Open Core: The Startup Strategy That Balances Community with Profit

By Ben Houston, 2024-12-20

After founding multiple startups and navigating both the technical and business sides of software companies, I've come to appreciate the elegance of the Open Core business model. It's a strategy that particularly shines for developer tools and infrastructure software, where community adoption and enterprise requirements often seem at odds.

What Makes Open Core Different

Open Core isn't just another business model – it's a way to align incentives between your community and your company. The core of your product remains open source, fostering transparency and community involvement, while premium features target enterprises willing to pay for additional capabilities.

I've seen many founders struggle with the false dichotomy between open source and proprietary software. Open Core elegantly resolves this tension. Your open source offering acts as both a genuine contribution to the developer community and a powerful marketing channel. Meanwhile, your premium features provide the revenue needed to sustainably maintain and improve the entire ecosystem.

The Community Advantage

The open source foundation of Open Core creates a powerful feedback loop. Developers can inspect the code, submit improvements, and build trust in your solution. This transparency leads to organic adoption within engineering teams, who often become your strongest advocates when their companies consider enterprise solutions.

What's particularly powerful is how this bottom-up adoption shapes your product. The open source community effectively serves as your product research team, highlighting real-world use cases and pain points. When you later develop enterprise features, you're building on battle-tested foundations.

Enterprise Monetization

The enterprise layer is where Open Core truly shines as a business model. By the time you approach enterprise customers, you're not selling an unknown quantity – you're offering a proven solution with an active community. Your open source adoption serves as social proof, while your enterprise features address specific business needs: security, compliance, advanced integrations, and scale.

This two-tier approach also helps with pricing dynamics. Enterprise customers understand they're not just paying for features – they're investing in the sustainability of a tool their developers already trust. The open source foundation makes the enterprise pricing conversations more straightforward, as the value is already demonstrated.

Execution Strategy

Success with Open Core requires careful orchestration. Start by building a genuinely valuable open source core. Don't cripple it – it needs to be immediately useful for individual developers and small teams. Focus on growing the community and earning trust before pushing enterprise features.

When developing enterprise features, target genuine organizational needs rather than artificial limitations. Good candidates include team management, security controls, compliance features, and advanced integrations. These should feel like natural extensions rather than paywalls.

Your commercial and community efforts need to reinforce each other. Use enterprise revenue to fund open source development. Let community feedback guide enterprise features. Maintain transparency about your business model – most developers respect the need for sustainability.

The Challenges

Open Core isn't without its complexities. You'll need to carefully manage the boundary between open source and commercial features. Draw the line too far toward open source, and you risk undermining your revenue potential. Lean too heavily toward commercial features, and you might stifle community adoption.

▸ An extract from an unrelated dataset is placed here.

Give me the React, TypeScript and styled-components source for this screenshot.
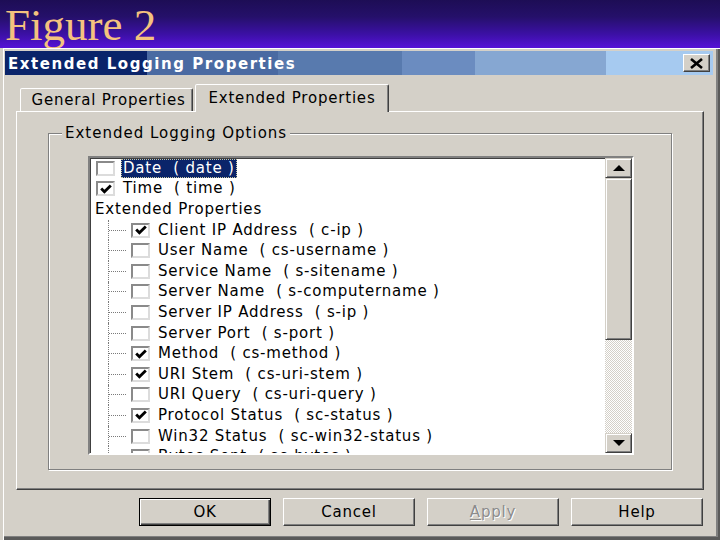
import React from "react";
import styled, { createGlobalStyle, css } from "styled-components";

const GlobalStyle = createGlobalStyle`
  html, body { margin: 0; padding: 0; }
  body { width: 720px; height: 540px; overflow: hidden; background: #d4d0c8; }
`;

const UI = `"DejaVu Sans", Verdana, sans-serif`;

const Page = styled.div`
  width: 720px;
  height: 540px;
  display: flex;
  flex-direction: column;
`;

const Header = styled.header`
  flex: none;
  height: 48px;
  background: linear-gradient(180deg, #1d0d55 0%, #25106a 35%, #3c10a6 72%, #5612d8 100%);
`;

const FigureTitle = styled.h1`
  margin: 0 0 0 5px;
  font-family: "Liberation Serif", "Times New Roman", serif;
  font-weight: normal;
  font-size: 45px;
  line-height: 50px;
  color: #f4c27e;
`;

const Dialog = styled.section`
  flex: none;
  height: 492px;
  box-sizing: border-box;
  background: #d4d0c8;
  display: flex;
  flex-direction: column;
  box-shadow: inset 3px 0 0 #d4d0c8, inset 4px 1px 0 #ffffff, inset -2px -3px 0 #5a5a5a,
    inset -4px -4px 0 #808080;
  font-family: ${UI};
  font-size: 15px;
  letter-spacing: 0.8px;
  color: #000;
`;

const TitleBar = styled.div`
  height: 24px;
  margin: 3px 7px 0 5px;
  padding: 0 3px;
  display: flex;
  align-items: center;
  justify-content: space-between;
  background: linear-gradient(
    90deg,
    #0a246a 0 142px,
    #4a6aa2 142px 273px,
    #587aae 273px 397px,
    #6b8cc0 397px 470px,
    #86a7d2 470px 601px,
    #a6caf0 601px
  );
`;

const TitleText = styled.span`
  color: #fff;
  font-weight: bold;
  font-size: 15px;
  letter-spacing: 1.55px;
  white-space: nowrap;
  padding-top: 1px;
`;

const CloseButton = styled.div`
  box-sizing: border-box;
  width: 27px;
  height: 18px;
  background: #d4d0c8;
  border: 1px solid;
  border-color: #ffffff #404040 #404040 #ffffff;
  box-shadow: inset -1px -1px 0 #808080;
  display: flex;
  align-items: center;
  justify-content: center;
`;

const TabStrip = styled.div`
  position: relative;
  z-index: 1;
  height: 27px;
  margin: 9px 0 0 20px;
  display: flex;
  align-items: flex-end;
`;

const Tab = styled.div<{ $active?: boolean }>`
  box-sizing: border-box;
  display: flex;
  align-items: center;
  justify-content: center;
  white-space: nowrap;
  background: #d4d0c8;
  border: 1px solid;
  border-bottom: none;
  border-color: #ffffff #404040 transparent #ffffff;
  box-shadow: inset -1px 0 0 #808080;
  border-radius: 2px 2px 0 0;
  width: 173px;
  height: 23px;
  padding-left: 4px;
  ${(p) =>
    p.$active &&
    css`
      width: 194px;
      height: 28px;
      margin-left: 2px;
      margin-bottom: -1px;
      padding: 0 0 2px 0;
    `}
`;

const Panel = styled.div`
  box-sizing: border-box;
  width: 688px;
  height: 379px;
  margin-left: 16px;
  border: 1px solid;
  border-color: #ffffff #404040 #404040 #ffffff;
  box-shadow: inset -1px -1px 0 #808080;
  display: flex;
  flex-direction: column;
`;

const GroupBox = styled.div`
  box-sizing: border-box;
  height: 337px;
  margin: 21px 31px 0 31px;
  border: 1px solid #808080;
  box-shadow: 1px 1px 0 #ffffff, inset 1px 1px 0 #ffffff;
  display: flex;
  flex-direction: column;
`;

const Legend = styled.div`
  align-self: flex-start;
  height: 18px;
  line-height: 18px;
  margin: -10px 0 0 13px;
  padding: 0 3px;
  background: #d4d0c8;
  white-space: nowrap;
  letter-spacing: 1px;
`;

const ListBox = styled.div`
  box-sizing: border-box;
  width: 546px;
  height: 299px;
  margin: 14px 0 0 39px;
  border: 2px solid;
  border-color: #808080 #ffffff #ffffff #808080;
  background: #fff;
  display: flex;
  overflow: hidden;
`;

const List = styled.div`
  flex: 1;
  display: flex;
  flex-direction: column;
  overflow: hidden;
  box-shadow: inset 1px 1px 0 #404040;
`;

const Row = styled.div<{ $indent: number }>`
  flex: none;
  height: 20.6px;
  display: flex;
  align-items: center;
  padding-left: ${(p) => p.$indent}px;
  white-space: pre;
`;

const Connector = styled.span`
  align-self: stretch;
  width: 17px;
  margin-right: 5px;
  border-left: 1px dotted #7a7a7a;
  display: flex;
  align-items: center;
`;

const Dash = styled.span`
  flex: 1;
  border-top: 1px dotted #7a7a7a;
`;

const CheckBox = styled.span`
  box-sizing: border-box;
  flex: none;
  width: 19px;
  height: 15px;
  margin-right: 6px;
  border: 2px solid;
  border-color: #8a8a8a #dcdcdc #dcdcdc #8a8a8a;
  background: #fff;
  display: flex;
  align-items: center;
  justify-content: center;
`;

const ItemText = styled.span<{ $selected?: boolean }>`
  height: 19px;
  line-height: 19px;
  padding: 0 2px;
  ${(p) =>
    p.$selected &&
    css`
      background: #0a246a;
      color: #fff;
      outline: 1px dotted #c8c8a0;
      outline-offset: -1px;
    `}
`;

const GroupTitle = styled.span`
  height: 19px;
  line-height: 19px;
`;

const ScrollBar = styled.div`
  flex: none;
  width: 27px;
  display: flex;
  flex-direction: column;
  background: repeating-conic-gradient(#d4d0c8 0 25%, #ffffff 0 50%) 0 0 / 2px 2px;
`;

const ScrollPart = styled.div<{ $size: number }>`
  box-sizing: border-box;
  flex: none;
  height: ${(p) => p.$size}px;
  background: #d4d0c8;
  border: 1px solid;
  border-color: #d4d0c8 #404040 #404040 #d4d0c8;
  box-shadow: inset 1px 1px 0 #ffffff, inset -1px -1px 0 #808080;
  display: flex;
  align-items: center;
  justify-content: center;
`;

const Track = styled.div`
  flex: 1;
`;

const ButtonRow = styled.div`
  box-sizing: border-box;
  width: 688px;
  margin: 8px 0 0 16px;
  padding-right: 1px;
  display: flex;
  justify-content: flex-end;
  gap: 12px;
`;

const Button = styled.button<{ $default?: boolean }>`
  box-sizing: border-box;
  width: 132px;
  height: 28px;
  padding: 0;
  background: #d4d0c8;
  font-family: ${UI};
  font-size: 15px;
  letter-spacing: 0.8px;
  color: #000;
  border: 1px solid;
  border-color: #ffffff #404040 #404040 #ffffff;
  box-shadow: inset -1px -1px 0 #808080;
  ${(p) =>
    p.$default &&
    css`
      border-color: #000;
      box-shadow: inset 1px 1px 0 #ffffff, inset -1px -1px 0 #404040, inset -2px -2px 0 #808080;
    `}
  &:disabled {
    color: #8c8c8c;
    text-shadow: 1px 1px 0 #ffffff;
  }
  u {
    text-decoration-thickness: 1px;
    text-underline-offset: 2px;
  }
`;

const Tick = () => (
  <svg width="12" height="10" viewBox="0 0 12 10">
    <path d="M1.2 4.6 L4.4 7.8 L10.8 1.4" fill="none" stroke="#000" strokeWidth="2.8" />
  </svg>
);

const CloseX = () => (
  <svg width="15" height="11" viewBox="0 0 15 11">
    <path d="M2 1 L13 10 M13 1 L2 10" stroke="#000" strokeWidth="2.6" />
  </svg>
);

const Arrow = ({ down }: { down?: boolean }) => (
  <svg width="12" height="6" viewBox="0 0 12 6">
    <polygon points={down ? "0,0 12,0 6,6" : "0,6 12,6 6,0"} fill="#000" />
  </svg>
);

type Item = { label: string; checked: boolean };

const top: (Item & { selected?: boolean })[] = [
  { label: "Date  ( date )", checked: false, selected: true },
  { label: "Time  ( time )", checked: true },
];

const extended: Item[] = [
  { label: "Client IP Address  ( c-ip )", checked: true },
  { label: "User Name  ( cs-username )", checked: false },
  { label: "Service Name  ( s-sitename )", checked: false },
  { label: "Server Name  ( s-computername )", checked: false },
  { label: "Server IP Address  ( s-ip )", checked: false },
  { label: "Server Port  ( s-port )", checked: false },
  { label: "Method  ( cs-method )", checked: true },
  { label: "URI Stem  ( cs-uri-stem )", checked: true },
  { label: "URI Query  ( cs-uri-query )", checked: false },
  { label: "Protocol Status  ( sc-status )", checked: true },
  { label: "Win32 Status  ( sc-win32-status )", checked: false },
  { label: "Bytes Sent  ( sc-bytes )", checked: false },
];

export default function App() {
  return (
    <Page>
      <GlobalStyle />
      <Header>
        <FigureTitle>Figure 2</FigureTitle>
      </Header>
      <Dialog>
        <TitleBar>
          <TitleText>Extended Logging Properties</TitleText>
          <CloseButton>
            <CloseX />
          </CloseButton>
        </TitleBar>
        <TabStrip>
          <Tab>General Properties</Tab>
          <Tab $active>Extended Properties</Tab>
        </TabStrip>
        <Panel>
          <GroupBox>
            <Legend>Extended Logging Options</Legend>
            <ListBox>
              <List>
                {top.map((it) => (
                  <Row key={it.label} $indent={6}>
                    <CheckBox>{it.checked && <Tick />}</CheckBox>
                    <ItemText $selected={it.selected}>{it.label}</ItemText>
                  </Row>
                ))}
                <Row $indent={5}>
                  <GroupTitle>Extended Properties</GroupTitle>
                </Row>
                {extended.map((it) => (
                  <Row key={it.label} $indent={18}>
                    <Connector>
                      <Dash />
                    </Connector>
                    <CheckBox>{it.checked && <Tick />}</CheckBox>
                    <ItemText>{it.label}</ItemText>
                  </Row>
                ))}
              </List>
              <ScrollBar>
                <ScrollPart $size={20}>
                  <Arrow />
                </ScrollPart>
                <ScrollPart $size={162} />
                <Track />
                <ScrollPart $size={20}>
                  <Arrow down />
                </ScrollPart>
              </ScrollBar>
            </ListBox>
          </GroupBox>
        </Panel>
        <ButtonRow>
          <Button $default>OK</Button>
          <Button>Cancel</Button>
          <Button disabled>
            <u>A</u>pply
          </Button>
          <Button>Help</Button>
        </ButtonRow>
      </Dialog>
    </Page>
  );
}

Cloud providers can pose a threat by offering managed versions of open source projects. This is where architectural decisions become crucial. Design your enterprise features to leverage network effects and proprietary technologies that are harder to replicate.

Community management requires constant attention. You'll need to balance commercial interests with community goodwill. Be prepared for debates about feature placement and licensing decisions.

Why It Works

The beauty of Open Core lies in its alignment with modern software development practices. Developers increasingly expect transparency and the ability to inspect and modify their tools. Enterprises still need commercial relationships and support. Open Core serves both masters.

From a business perspective, it creates a powerful funnel. Your open source offering drives adoption and product validation, while your enterprise features capture the economic value from organizations that derive the most benefit from your solution.

Most importantly, Open Core provides sustainability. The revenue from enterprise customers funds continued open source development, creating a virtuous cycle that benefits the entire ecosystem. In a world where abandoned open source projects pose real risks to organizations, this sustainability is increasingly valuable.

I've seen various business models come and go in the software industry, but Open Core consistently proves its worth for developer-focused startups. It combines the best aspects of open source collaboration with pragmatic business sustainability. In an industry that often swings between extremes, it's a refreshingly balanced approach.

I'm convinced it's often the optimal choice for developer tools and infrastructure software. It requires careful execution and constant balancing of priorities, but when done right, it creates lasting value for both the community and the company.